Il quitte Paris le 17 septembre ; il est dans un convoi spécial qui prend la ligne de Rouen, car Juvisy a été occupé dès la veille par les Prussiens. Il n’était que temps de partir. Glais-Bizoin fait modestement remarquer qu’il voyage « suivi », comme un souverain, par les représentants de toutes les puissances, avec lesquels il échangea le lendemain des visites empreintes de la plus touchante cordialité. Le chemin est encore libre de ce côté ; il devait être coupé le lendemain et nul incident n’interrompit la route. « À mon arrivée à Tours, dit-il, je n’eus rien de plus pressé que d’aller voir mon vieil ami Crémieux, pour lui annoncer, comme une bonne fortune, le renfort que je lui amenais si à propos. Mais, à ma grande surprise, je le vois qui s’écrie : « C’est ma déchéance ! C’est Jules Favre qui l’a voulu ! Je le reconnais là. Eh bien ! il sera content ; prenez ma place, je vais donner ma démission et partir sur-le-champ. » Puis, ouvrant vivement la porte de la chambre de Mme Crémieux, qui communique avec la salle du conseil, il l’appelle et lui dit : « Le gouvernement de Paris vient de prononcer ma déchéance ! Partons, partons vite ! » Il me semble encore le voir faisant, à pas précipités, le tour de la table de la salle de nos délibérations, suivi de cette excellente femme qui cherchait à le calmer et n’obtenait pour toute réponse que ces mots : « Je suis déchu ! Il faut partir ! » Il n’écoutait rien. Je le quittai pour aller au maréchalat, où résidait l’amiral (Fourichon)[1] et lui raconter cette scène, qui ne le surprit pas moins que moi. Autre étonnement : Crémieux, le lendemain, vint prendre place au Conseil, sans qu’il y fût question de sa déchéance et de son départ. La nuit et les sages observations de sa femme avaient porté conseil[2]. » La déchéance de Crémieux : ô Clio, qu’en as-tu pensé ?

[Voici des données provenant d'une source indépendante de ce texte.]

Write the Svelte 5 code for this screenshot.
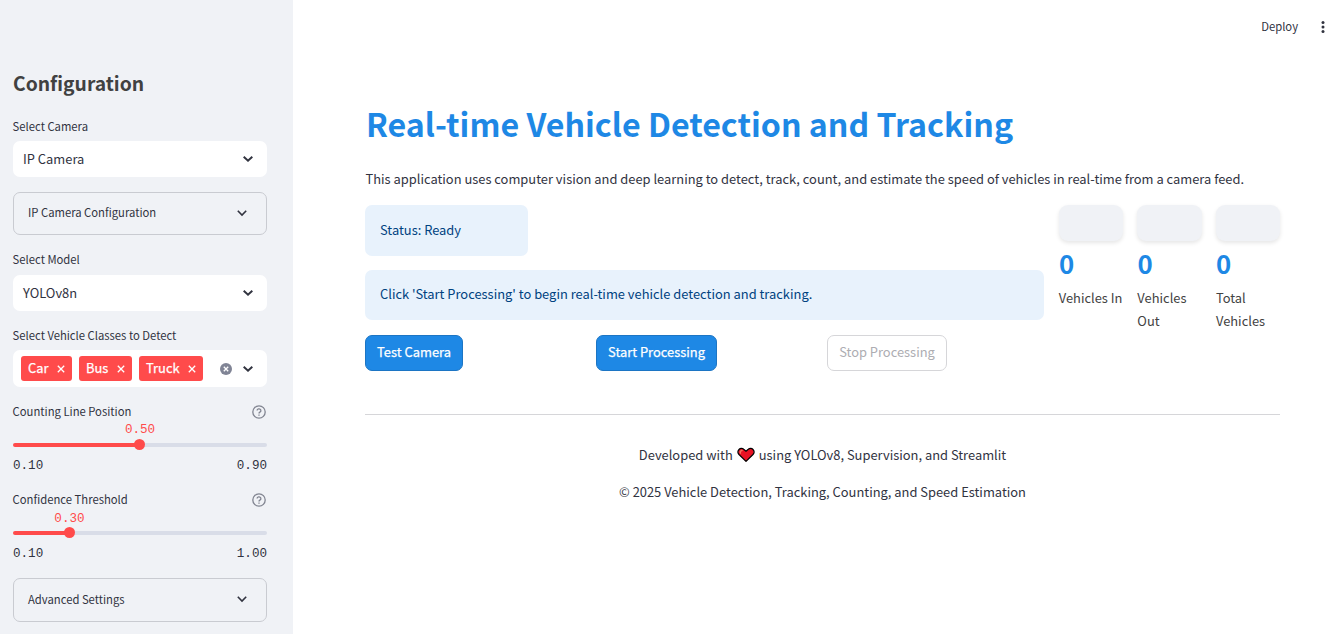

Je me hâte de reconnaître que Glais-Bizoin, moins sûr de lui que Crémieux, se rendant compte peut-être de son incapacité

  1. Fourichon (1809-1884). Amiral, ministre de la Marine, puis de la Guerre dans le Gouvernement de la Défense nationale, député (1871-1876), sénateur (1876), ministre de la Marine (1876-1877). (N. d. É.)
  2. Dictature des cinq mois, par Alexandre Glais-Bizoin. Paris, Dentu, 1873, 1 vol. in-12, p. 31 et 32.